The Persians who conquered the Lydians had one of the first mighty and impressive empires, stretching across the whole mideast from what’s now Turkey to India. They were centered in Iran, where Farsi, or Persian, is still an important language today. MacGregor contrasts their approach to empire to that of the Romans, who were basically the next empire with that kind of size and scale in that part of the world: sounds like the Persians were a lot less in-your-face about being imperial overlords. They allowed local languages and customs; when they had conquered the Lydians, rumors have it that Persian Emperor Cyrus made Croesus his adviser, instead of impaling him on a pole like a normal emperor. That’s great, but because they were so easy-going, and because we don’t have much of their own writing, we don’t know all that much about them; most of the history of the Persians comes from Greek writers or the Bible. The scholars would prefer to get the Persian’s story from the horse’s mouth, as it were.
In any event, the main thing with any huge body of land, like the Persian empire, are roads and transportation. That’s certainly the big issue of our age. Confession time here: I’ve got to boast of a recent powerful moment of personal triumph—I biked to Portland in July, made good time, and in that moment of crossing the Lewis and Clark Bridge over the Columbia River (the state line) I had a little emotional meltdown. I had ridden my bike all the way into the next state.

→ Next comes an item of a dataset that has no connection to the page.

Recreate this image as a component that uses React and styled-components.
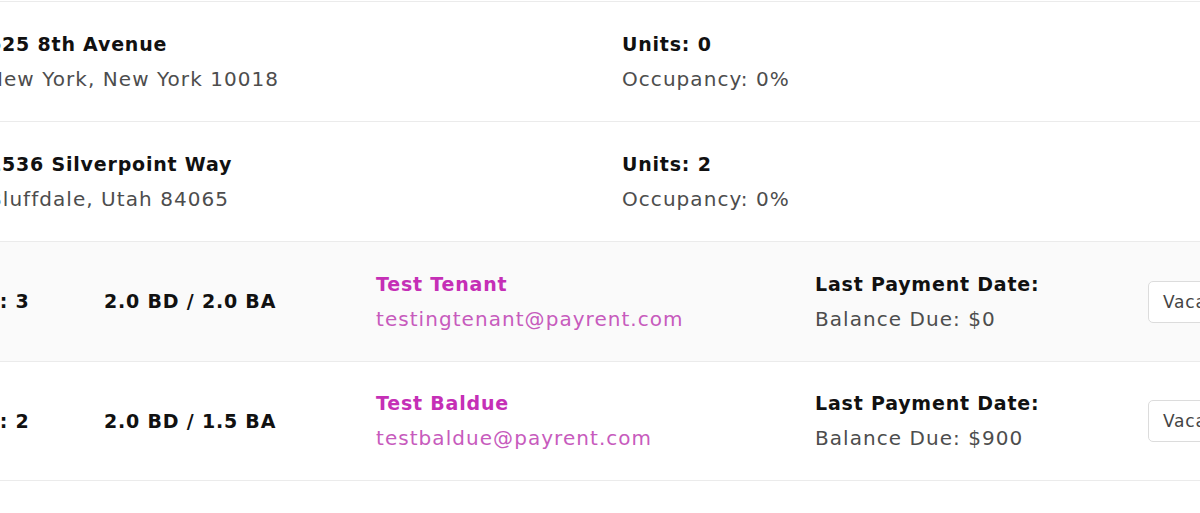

Crossing the Columbia (view from a bike)
I was probably in my first car when I was just a few days old. Cars have always been part of my world, much as I would love to be free of them. I hate cars, hate everything about them, hate the country they’ve made, hate how they transform the people. This is my big cause, I’d happily give up my life if I could be a martyr to the cause of getting America out of its damn cars. That’s why, as an adult, I’m still obsessed with The Lord of the Rings : to me, that story is mostly about what it means to not have a car. But despite my admiration for Frodo & Sam & Gollum, until this summer I’d never known any way of getting a long distance—i.e., across a state line—without a car or a plane. But of course these things weren’t always around, and they won’t be always around. The Persians used chariots, like the little toy pictured here; the satrap is riding out from the imperial capitol, in Iran, to whatever dinky state, Lydia or Tajikistan or some such, he governs. They had great roads, set up with fresh horses and messengers every such-and-such a distance, and that’s what held the empire together. Lose the ease of transportation, and you lose the empire. We’ll see what happens to us. (Biking is really cool!)